In the classic movie, Groundhog Day, Bill Murry endures months of waking up in Punxatawney, Pennsylvania, condemned to repeating the same day. Our harvest this year seems to be an echo of Groundhog Day.
Nothing has changed much in the last week, and I struggle to write something that sounds like news.
As Bill would say, “Same old, same old.”
After an October that had more dry days than I can ever remember before, our harvest ground to a drizzly halt the last couple of weeks. Then we were parking trucks in the fields while we filled them.
Now we park them in carefully graveled driveways. We have returned to our traditional November, with gray skies, rain mixed with drizzle, and the occasionally really nasty storm.
Residents of Williamsfield, near where I live, are sheltering with neighbors and in motels after the last November blast. One drizzly day runs into another.
Still in fields
On occasional days the combines run corn, but the late beans in northern Ashtabula County are still in the field. The corn harvest was great while it lasted, but it did not last long enough.
We need a few good days to get us going again. As we regroup for another try at harvest, the market is doing nothing.
Corn futures trade in a narrow range just above the contract low. We go up a penny or two one day, down the next.
One day we will have a reason to be higher, but I don’t know why or when right now. Soybean futures rallied 80 some cents off the low a few weeks ago, but in the last couple of weeks have moderated back down 35 cents or so.
Traders are now starting to focus more on planting in the Southern Hemisphere than on harvest here.
One bright spot, if you call it that, is the thinking that the bean crop has been overestimated. We will have a new USDA Supply and Demand Report Thursday, and there is hope that the yield will be dropped .6 bpa to 49.3.
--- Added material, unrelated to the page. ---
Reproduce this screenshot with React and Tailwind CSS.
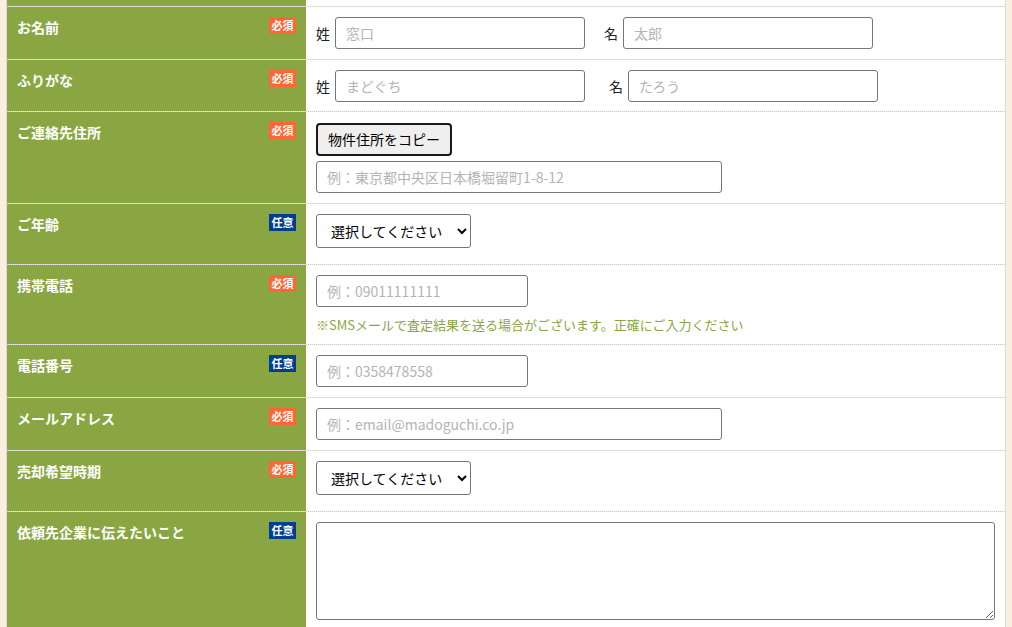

That could perk up a market that was down 12 cents one day and up seven the next. It is good news only if it is the neighbor’s beans that are off a little! The weekly USDA Crop Progress Report came out Monday afternoon, Nov. 6.
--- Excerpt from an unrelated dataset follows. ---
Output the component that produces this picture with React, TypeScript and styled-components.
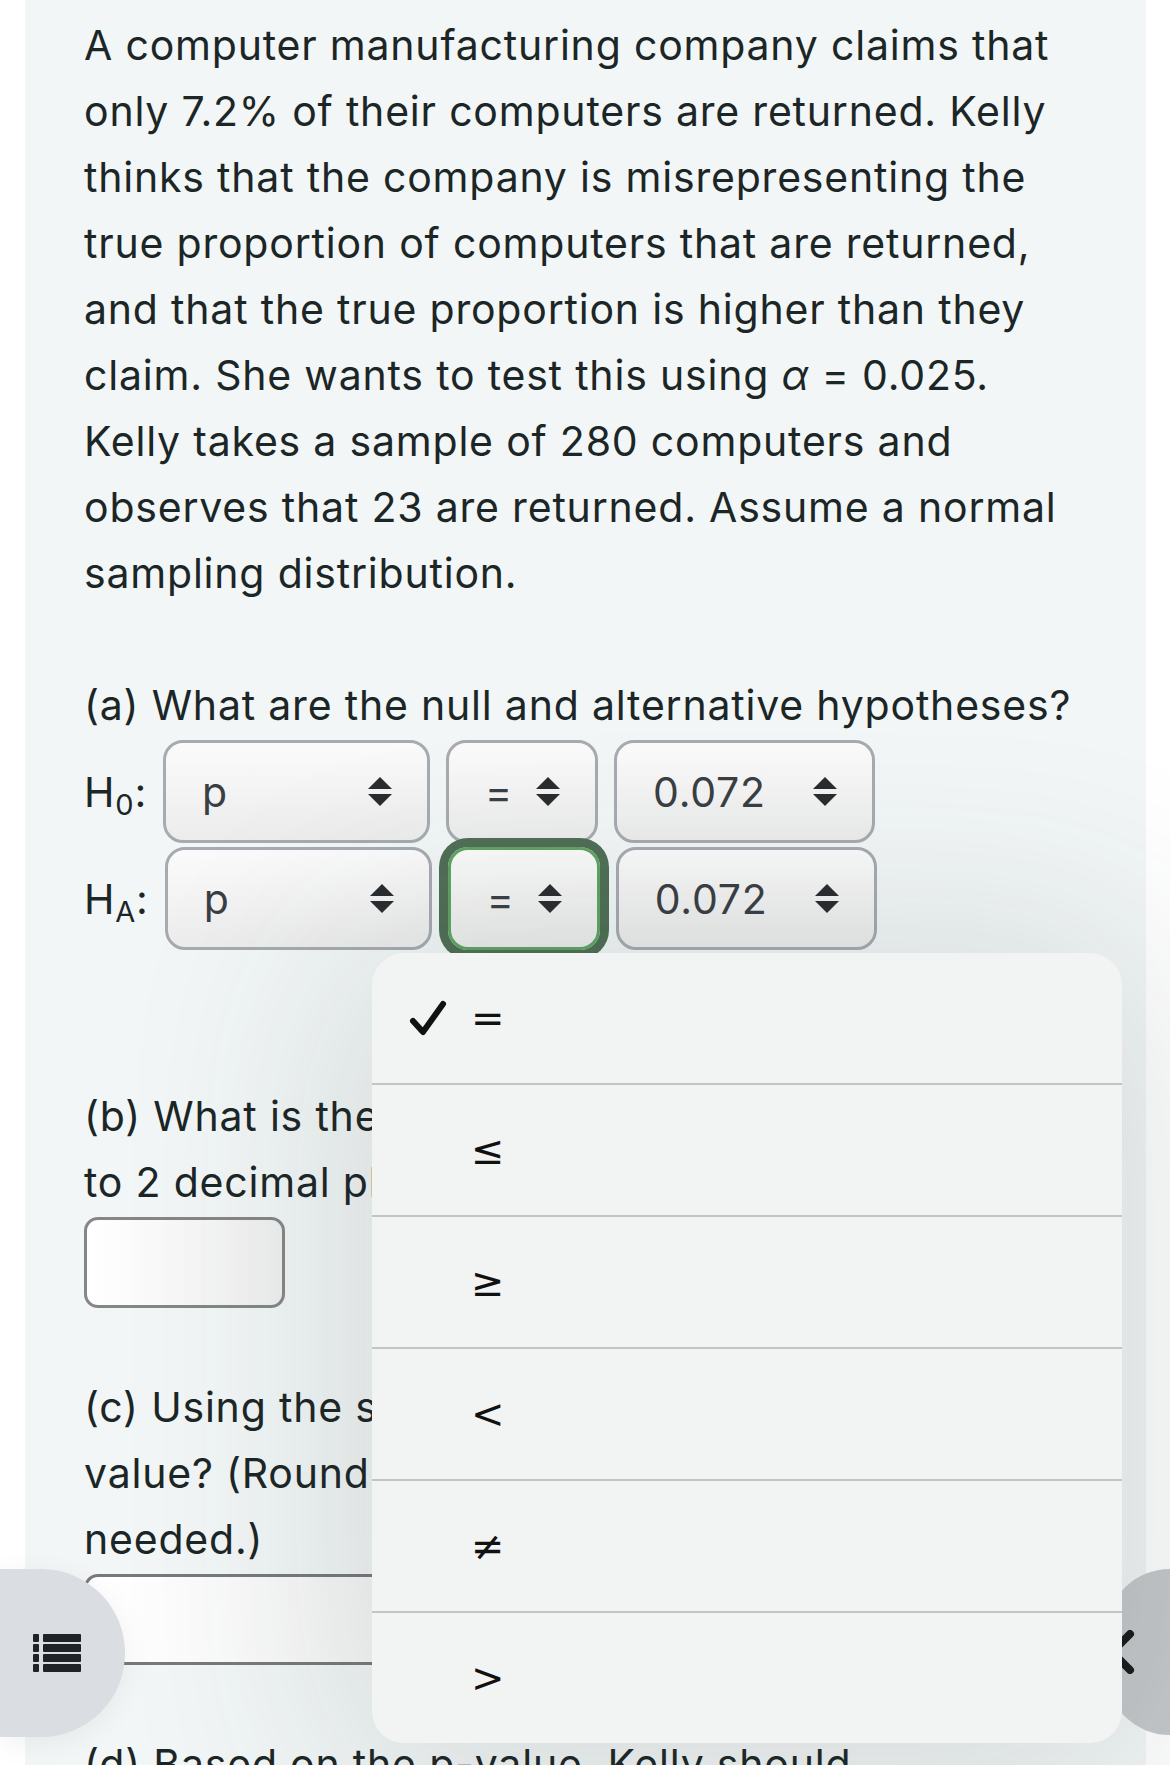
import React from 'react'
import styled, { createGlobalStyle, css } from 'styled-components'

const GlobalStyle = createGlobalStyle`
  html, body {
    margin: 0;
    padding: 0;
    background: #ffffff;
    overflow: hidden;
  }
  body {
    font-family: Inter, "Noto Sans", "Liberation Sans", sans-serif;
  }
`

const OPTIONS = ['=', '≤', '≥', '<', '≠', '>']

const Updown = () => (
  <svg width="24" height="30" viewBox="0 0 24 30">
    <path d="M12 0 L24 12 L0 12 Z" fill="#2a2d30" />
    <path d="M0 17 L24 17 L12 29 Z" fill="#2a2d30" />
  </svg>
)

const Check = () => (
  <svg width="38" height="36" viewBox="0 0 38 36">
    <path
      d="M4 21 L14 32 L34 4"
      fill="none"
      stroke="#111"
      strokeWidth="6"
      strokeLinecap="round"
      strokeLinejoin="round"
    />
  </svg>
)

const ListIcon = () => (
  <svg width="48" height="38" viewBox="0 0 48 38">
    {[0, 10, 20, 30].map(y => (
      <g key={y} fill="#1f2226">
        <rect x="0" y={y} width="6" height="8" rx="1" />
        <rect x="10" y={y} width="38" height="8" rx="1" />
      </g>
    ))}
  </svg>
)

const Chevron = () => (
  <svg width="30" height="44" viewBox="0 0 30 44">
    <path
      d="M24 4 L6 22 L24 40"
      fill="none"
      stroke="#1a1a1a"
      strokeWidth="8"
      strokeLinecap="round"
      strokeLinejoin="round"
    />
  </svg>
)

const App = () => {
  return (
    <>
      <GlobalStyle />
      <Page>
        <Panel>
          <Para>
            A computer manufacturing company claims that
            <br />
            only 7.2% of their computers are returned. Kelly
            <br />
            thinks that the company is misrepresenting the
            <br />
            true proportion of computers that are returned,
            <br />
            and that the true proportion is higher than they
            <br />
            claim. She wants to test this using <Alpha>α</Alpha> = 0.025.
            <br />
            Kelly takes a sample of 280 computers and
            <br />
            observes that 23 are returned. Assume a normal
            <br />
            sampling distribution.
          </Para>

          <Section>
            <Para>(a) What are the null and alternative hypotheses?</Para>
            <HypRow>
              <HypLabel>
                H<Sub>0</Sub>:
              </HypLabel>
              <Select $width={267}>
                <span>p</span>
                <Updown />
              </Select>
              <Select $width={152}>
                <span>=</span>
                <Updown />
              </Select>
              <Select $width={261}>
                <span>0.072</span>
                <Updown />
              </Select>
            </HypRow>
            <HypRow>
              <HypLabel>
                H<Sub>A</Sub>:
              </HypLabel>
              <Select $width={267}>
                <span>p</span>
                <Updown />
              </Select>
              <Select $width={152} $focused>
                <span>=</span>
                <Updown />
              </Select>
              <Select $width={261}>
                <span>0.072</span>
                <Updown />
              </Select>
            </HypRow>
          </Section>

          <Section $gap={133}>
            <Para>
              (b) What is the test statistic? (Round
              <br />
              to 2 decimal places.)
            </Para>
            <AnswerBox $width={201} />
          </Section>

          <Section>
            <Para>
              (c) Using the sample data, what is the p-
              <br />
              value? (Round to 4 decimal places if
              <br />
              needed.)
            </Para>
            <AnswerBox $width={560} $darkTop />
          </Section>

          <Section>
            <Para>(d) Based on the p-value, Kelly should</Para>
          </Section>
        </Panel>

        <Menu>
          {OPTIONS.map((opt, i) => (
            <MenuItem key={opt} $last={i === OPTIONS.length - 1}>
              <CheckSlot>{i === 0 && <Check />}</CheckSlot>
              <Symbol>{opt}</Symbol>
            </MenuItem>
          ))}
        </Menu>

        <LeftPill>
          <ListIcon />
        </LeftPill>
        <RightPill>
          <Chevron />
        </RightPill>
      </Page>
    </>
  )
}

export default App

const Page = styled.div`
  position: relative;
  width: 1170px;
  height: 1765px;
  overflow: hidden;
  display: flex;
  padding-left: 25px;
  box-sizing: border-box;
  background: #ffffff;
`

const Panel = styled.div`
  width: 1121px;
  flex: none;
  box-sizing: border-box;
  padding: 12px 0 0 59px;
  background: #f2f6f7;
  color: #1c2626;
  letter-spacing: 0.8px;
`

const Para = styled.p`
  margin: 0;
  font-size: 41px;
  line-height: 66px;
  white-space: nowrap;
`

const Alpha = styled.span`
  font-style: italic;
`

const Section = styled.div<{ $gap?: number }>`
  margin-top: ${p => p.$gap ?? 66}px;
`

const HypRow = styled.div`
  display: flex;
  align-items: center;
  gap: 16px;
  margin-top: 2px;
  & + & {
    margin-top: 4px;
  }
`

const HypLabel = styled.span`
  font-size: 41px;
  line-height: 66px;
  color: #1c2626;
`

const Sub = styled.sub`
  font-size: 29px;
  vertical-align: -8px;
  line-height: 0;
`

const Select = styled.div<{ $width: number; $focused?: boolean }>`
  width: ${p => p.$width}px;
  height: 103px;
  box-sizing: border-box;
  display: flex;
  align-items: center;
  justify-content: space-between;
  padding: 0 35px 0 36px;
  border: 3px solid #a7abb1;
  border-radius: 20px;
  background: linear-gradient(180deg, #fbfbfb 0%, #ececec 100%);
  font-size: 41px;
  color: #3a3f44;

  ${p =>
    p.$focused &&
    css`
      border-color: #5fa463;
      box-shadow: 0 0 0 9px #4f6f55;
    `}
`

const AnswerBox = styled.div<{ $width: number; $darkTop?: boolean }>`
  width: ${p => p.$width}px;
  height: 91px;
  margin-top: 2px;
  box-sizing: border-box;
  border: 3px solid #868688;
  border-radius: 14px;
  background: linear-gradient(90deg, #ffffff 0%, #f0f0f0 100%);
  ${p =>
    p.$darkTop &&
    css`
      border-color: #79797b;
    `}
`

const Menu = styled.div`
  position: absolute;
  left: 372px;
  top: 953px;
  width: 750px;
  height: 790px;
  border-radius: 32px;
  background: #f2f3f3;
  box-shadow: 0 20px 220px 40px rgba(40, 60, 60, 0.14);
  overflow: hidden;
  z-index: 3;
  display: flex;
  flex-direction: column;
`

const MenuItem = styled.div<{ $last?: boolean }>`
  flex: 1;
  display: flex;
  align-items: center;
  padding-left: 37px;
  border-bottom: ${p => (p.$last ? 'none' : '2px solid #c3c4c5')};
`

const CheckSlot = styled.div`
  width: 62px;
  display: flex;
  align-items: center;
`

const Symbol = styled.span`
  font-family: "DejaVu Sans", Inter, sans-serif;
  font-size: 40px;
  color: #111111;
  line-height: 1;
`

const LeftPill = styled.div`
  position: absolute;
  left: 0;
  top: 1569px;
  width: 125px;
  height: 168px;
  border-radius: 0 84px 84px 0;
  background: #dadde1;
  box-shadow: 0 6px 30px rgba(0, 0, 0, 0.06);
  display: flex;
  align-items: center;
  padding-left: 33px;
  box-sizing: border-box;
  z-index: 2;
`

const RightPill = styled.div`
  position: absolute;
  right: 0;
  top: 1569px;
  width: 64px;
  height: 166px;
  border-radius: 84px 0 0 84px;
  background: #c6c9cc;
  display: flex;
  align-items: center;
  padding-left: 0;
  box-sizing: border-box;
  z-index: 2;
`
There are all kinds of interesting data in it, if you just like data. Maybe you want to check the progress of the cotton harvest. Maybe you are desperate to know about sorghum, or peanuts, or sugarbeets harvested.
Most of us just care about corn and soybeans, with a little wheat planting progress thrown in. The report tells us that Ohio is lagging in the corn harvest, both historically and in comparison to the U.S.
The soybean harvest, on the other hand, has caught up to normal, and is virtually identical to the nation’s progress. Ohio farmers have now put 60 percent of the corn in the bin, at home or in town.
That is up from 48 percent last week, which is not really much gain for this time of year. I would be Northeast Ohio has gained less this week than the state as a whole.
Last year at this time, we had 79 percent of the crop off, and the five-year average is 74 percent. The U.S. corn harvest is ahead of the Ohio harvest even more than normal.
We are 70 percent done as a nation, up from 54 percent last week, but way behind last year’s 84 percent and the average 83. The Ohio soybean harvest is at 90 percent, identical to the U.S. harvest.
We were at 85 percent last week, but 94 percent last year and we have a 90-percent average. The U.S. had 83 percent done last week, but was at 92 percent last year against a 91-percent average. The big corn and bean harvests continue to pressure prices, although corn is not being priced as fast as normal.
Whether by storage or delayed price, traders acknowledge that farmers are holding ownership away from the elevators.